LONDON • The year has just begun, but by yesterday afternoon the CEOs of Britain's biggest companies would have already earned as much since Jan 1 as the average worker will make in all of 2019.
The FTSE 100 bosses reached this milestone around 1pm London time (9pm Singapore time), after an 11 per cent jump in pay, according to a report by CIPD, an association for human resource professionals, and the High Pay Centre, a research group. The CEOs surpassed female employees' full-year earnings even earlier, by around 8.30am.
Despite government efforts to make executive pay more transparent and rules giving shareholders a voice on compensation, the gap between CEOs and employees remains stubbornly high. The FTSE chiefs now earn 133 times more than workers, up from 47 times in 1998, based on their median pay.
"To raise living standards, we need growth and innovation, but also to ensure that growth is fairly distributed,'' said Mr Luke Hilyard, director of the High Pay Centre.
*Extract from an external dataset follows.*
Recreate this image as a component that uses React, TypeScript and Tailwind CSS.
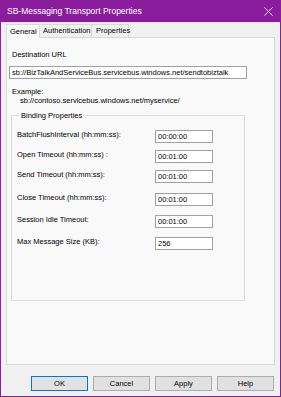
import React from 'react'

const FONT = { fontFamily: '"Liberation Sans", Arial, sans-serif' }

const ROWS: { label: string; value: string; gap: string }[] = [
  { label: 'BatchFlushInterval (hh:mm:ss):', value: '00:00:00', gap: 'mt-[10px]' },
  { label: 'Open Timeout (hh:mm:ss) :', value: '00:01:00', gap: 'mt-[7px]' },
  { label: 'Send Timeout (hh:mm:ss):', value: '00:01:00', gap: 'mt-[7px]' },
  { label: 'Close Timeout (hh:mm:ss):', value: '00:01:00', gap: 'mt-[10px]' },
  { label: 'Session Idle Timeout:', value: '00:01:00', gap: 'mt-[9px]' },
  { label: 'Max Message Size (KB):', value: '256', gap: 'mt-[9px]' },
]

const TABS = ['General', 'Authentication', 'Properties']

function Field({ value, className }: { value: string; className: string }) {
  return (
    <div
      className={`h-[13px] bg-white border border-[#a0a0a0] pl-[2px] text-[7.5px] leading-[11px] text-black whitespace-nowrap overflow-hidden ${className}`}
    >
      {value}
    </div>
  )
}

export default function App() {
  return (
    <div
      className="w-[281px] h-[397px] bg-[#8a1d9c] flex flex-col px-[1px] pb-[1px]"
      style={FONT}
    >
      {/* Title bar */}
      <div className="h-[22px] flex items-center justify-between pl-[6px] pr-[7px] text-white">
        <span className="text-[8.5px]">SB-Messaging Transport Properties</span>
        <svg width="9" height="9" viewBox="0 0 9 9" className="mt-[1px]">
          <path d="M0.5 0.5l8 8M8.5 0.5l-8 8" stroke="white" strokeWidth="1" />
        </svg>
      </div>

      <div className="flex-1 bg-[#f0f0f0] flex flex-col">
        {/* Tabs */}
        <div className="flex items-end ml-[5px] mt-[1px] h-[14px]">
          {TABS.map((t, i) => (
            <div
              key={t}
              className={`border border-[#d9d9d9] border-b-0 text-[7.5px] text-black flex items-center ${
                i === 0
                  ? 'h-[14px] w-[34px] pl-[3px] bg-[#f9f9f9] relative z-10 -mb-[1px]'
                  : i === 1
                  ? 'h-[13px] w-[53px] pl-[3px] -ml-[1px]'
                  : 'h-[13px] w-[38px] pl-[4px] -ml-[1px]'
              }`}
            >
              {t}
            </div>
          ))}
        </div>

        {/* Tab panel */}
        <div className="mx-[5px] h-[328px] border border-[#d9d9d9] bg-[#f9f9f9] text-[7.5px] text-black flex flex-col">
          <div className="ml-[5px] mt-[12px] leading-[10px]">Destination URL</div>
          <Field
            value="sb://BizTalkAndServiceBus.servicebus.windows.net/sendtobiztalk"
            className="ml-[2px] mt-[6px] w-[238px]"
          />
          <div className="ml-[5px] mt-[8px] leading-[9px]">Example:</div>
          <div className="ml-[13px] leading-[9px]">sb://contoso.servicebus.windows.net/myservice/</div>

          <fieldset className="ml-[4px] mt-[6px] w-[234px] h-[190px] border border-[#dcdcdc] px-[5px]">
            <legend className="ml-[3px] px-[1px] leading-[9px]">Binding Properties</legend>
            {ROWS.map((r) => (
              <div key={r.label} className={`flex items-center ${r.gap}`}>
                <span className="w-[138px] leading-[10px] -mt-[3px]">{r.label}</span>
                <Field value={r.value} className="w-[58px]" />
              </div>
            ))}
          </fieldset>
        </div>

        {/* Buttons */}
        <div className="flex justify-end gap-[5px] mt-[11px] pr-[6px]">
          {['OK', 'Cancel', 'Apply', 'Help'].map((b) => (
            <button
              key={b}
              className={`w-[57px] h-[15px] text-[7.5px] text-black bg-[#e1e1e1] border ${
                b === 'OK' ? 'border-[#0078d7]' : 'border-[#adadad]'
              }`}
            >
              {b}
            </button>
          ))}
        </div>
      </div>
    </div>
  )
}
The disparity in Britain reflects a broader rise in income inequality across much of the developed world. New rules came into force on Jan 1 that will require all publicly listed UK firms with more than 250 employees to disclose their pay ratios starting next year and justify compensation levels for their top bosses.
There has been increasing criticism of soaring compensation. Last year, Mr Jeff Fairburn quit as Persimmon's CEO after a backlash against his £75 million (S$129.5 million) pay and bonus package.
The gulf in the US is even more glaring, with a CEO-to-worker pay ratio of 312:1 in 2017, according to an August report by the Economic Policy Institute. Average CEO compensation, based on the largest 350 companies, was 18 per cent higher than the previous year.